▶ **Task details**
Return the data exactly, with all pictures removed.
>> begin Source material
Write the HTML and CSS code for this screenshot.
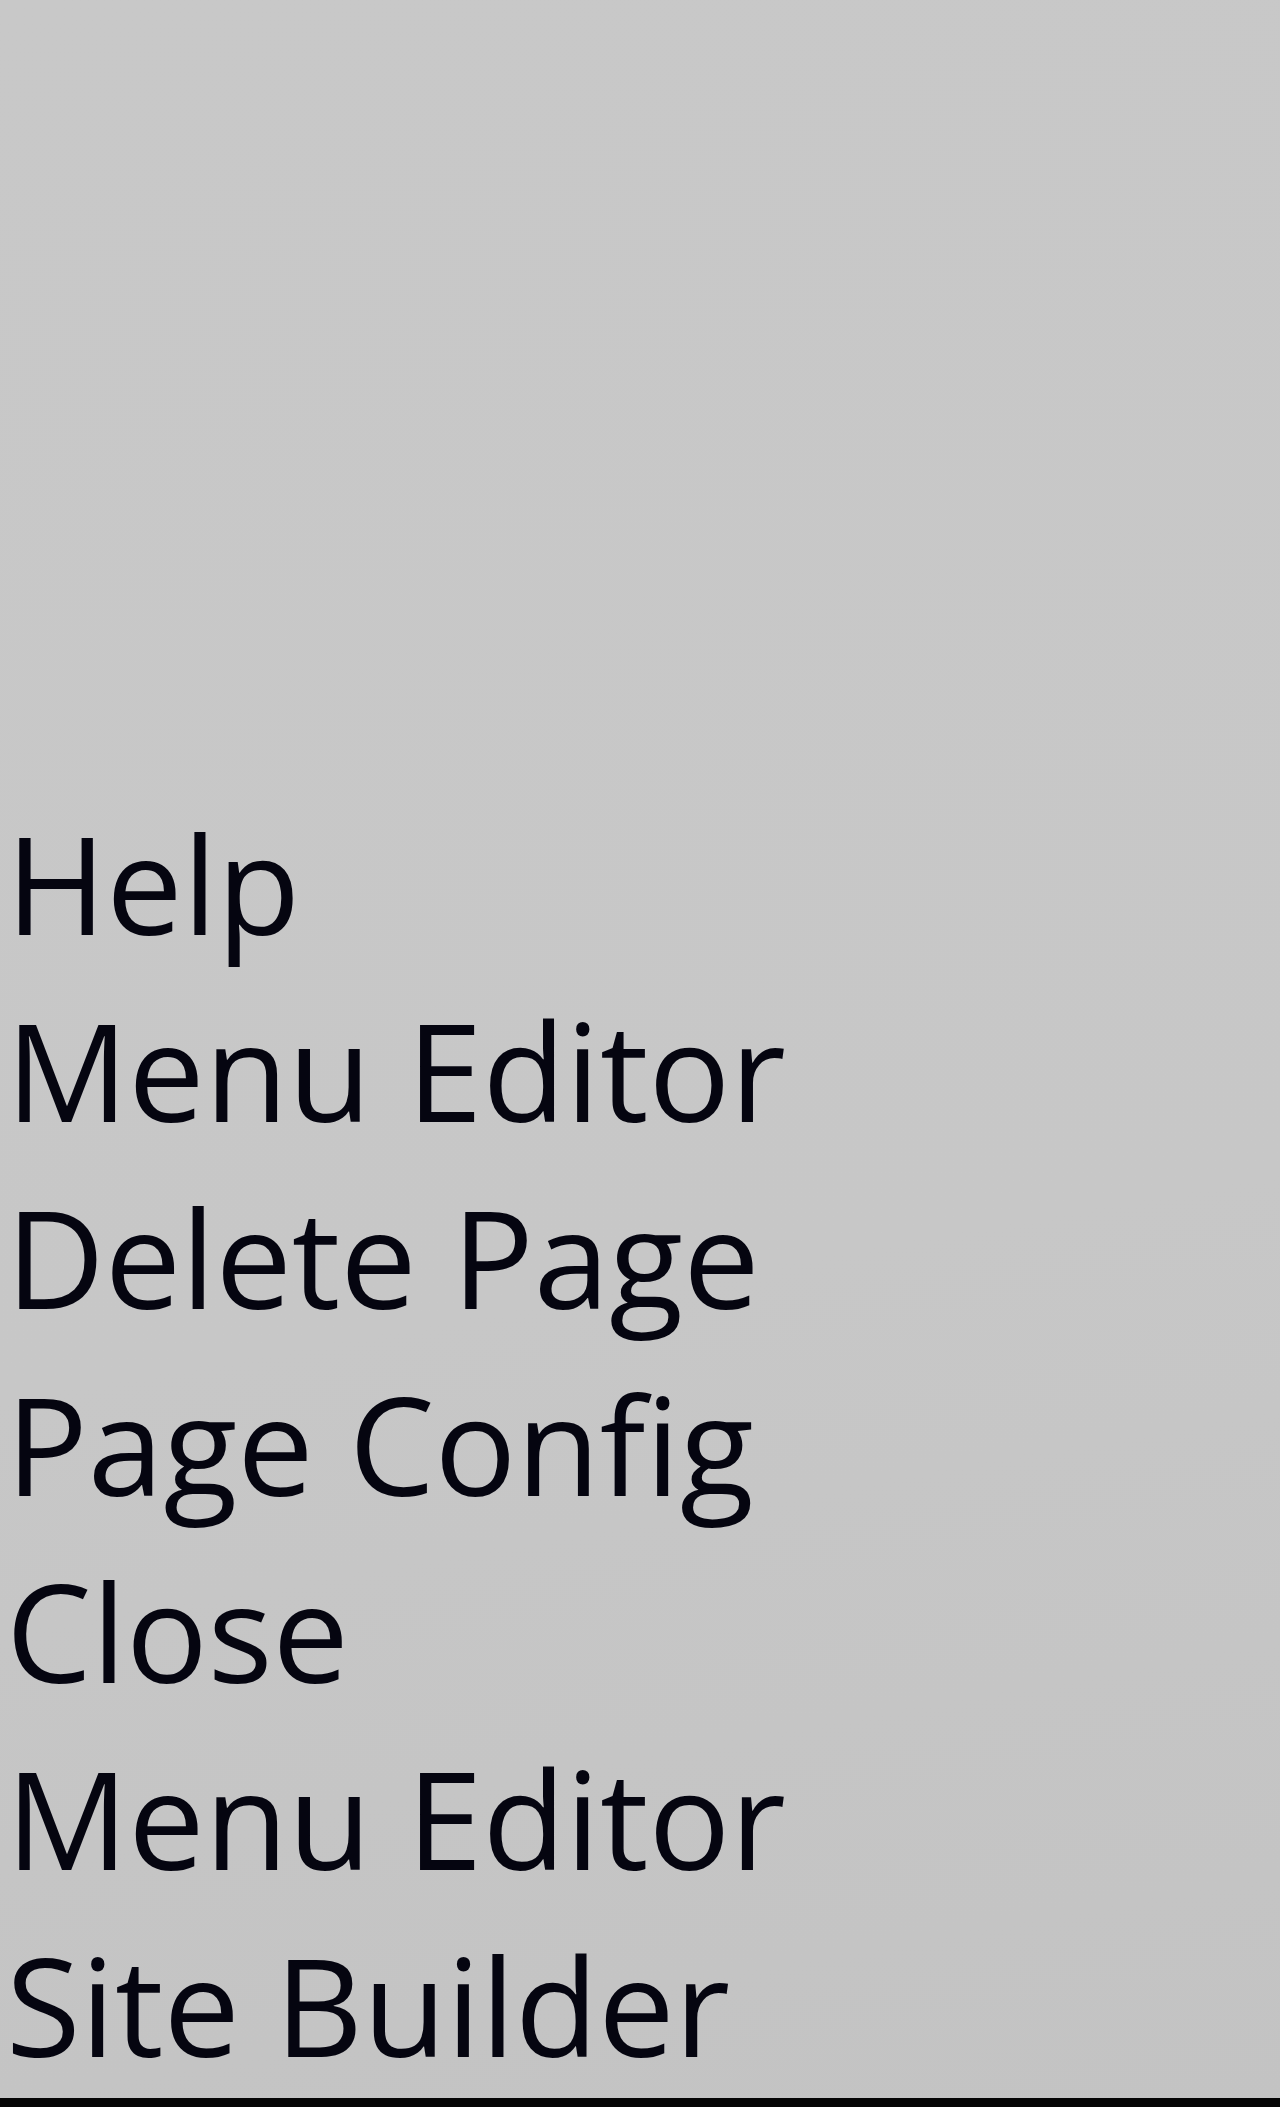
FILE: index.html
```html
<!DOCTYPE html>
<html>
<head>
<meta charset="utf-8">
<link rel="stylesheet" href="styles.css">
</head>
<body>
<div class="screen">
  <ul class="menu">
    <li class="item">Help</li>
    <li class="item">Menu Editor</li>
    <li class="item">Delete Page</li>
    <li class="item">Page Config</li>
    <li class="item">Close</li>
    <li class="item">Menu Editor</li>
    <li class="item">Site Builder</li>
  </ul>
  <div class="taskbar"></div>
</div>
</body>
</html>
```
FILE: styles.css
```css
html, body {
  margin: 0;
  padding: 0;
}
body {
  width: 1280px;
  height: 2107px;
  overflow: hidden;
  background: #c7c7c7;
}
.screen {
  width: 1280px;
  height: 2107px;
  display: flex;
  flex-direction: column;
  background: linear-gradient(170deg, #c8c8c8 0%, #c7c7c7 60%, #c3c3c3 100%);
}
.menu {
  list-style: none;
  margin: 0;
  padding: 789px 0 0 6px;
  flex: 1;
  font-family: "Open Sans", "Noto Sans", sans-serif;
  font-size: 136px;
  line-height: 187px;
  color: #050510;
  letter-spacing: 0;
}
.item {
  white-space: nowrap;
}
.taskbar {
  height: 10px;
  background: #050505;
}
```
>> end Source material
▶ **Result of the exercise**
Write the HTML and CSS code for this screenshot.
FILE: index.html
```html
<!DOCTYPE html>
<html>
<head>
<meta charset="utf-8">
<link rel="stylesheet" href="styles.css">
</head>
<body>
<div class="screen">
  <ul class="menu">
    <li class="item">Help</li>
    <li class="item">Menu Editor</li>
    <li class="item">Delete Page</li>
    <li class="item">Page Config</li>
    <li class="item">Close</li>
    <li class="item">Menu Editor</li>
    <li class="item">Site Builder</li>
  </ul>
  <div class="taskbar"></div>
</div>
</body>
</html>
```
FILE: styles.css
```css
html, body {
  margin: 0;
  padding: 0;
}
body {
  width: 1280px;
  height: 2107px;
  overflow: hidden;
  background: #c7c7c7;
}
.screen {
  width: 1280px;
  height: 2107px;
  display: flex;
  flex-direction: column;
  background: linear-gradient(170deg, #c8c8c8 0%, #c7c7c7 60%, #c3c3c3 100%);
}
.menu {
  list-style: none;
  margin: 0;
  padding: 789px 0 0 6px;
  flex: 1;
  font-family: "Open Sans", "Noto Sans", sans-serif;
  font-size: 136px;
  line-height: 187px;
  color: #050510;
  letter-spacing: 0;
}
.item {
  white-space: nowrap;
}
.taskbar {
  height: 10px;
  background: #050505;
}
```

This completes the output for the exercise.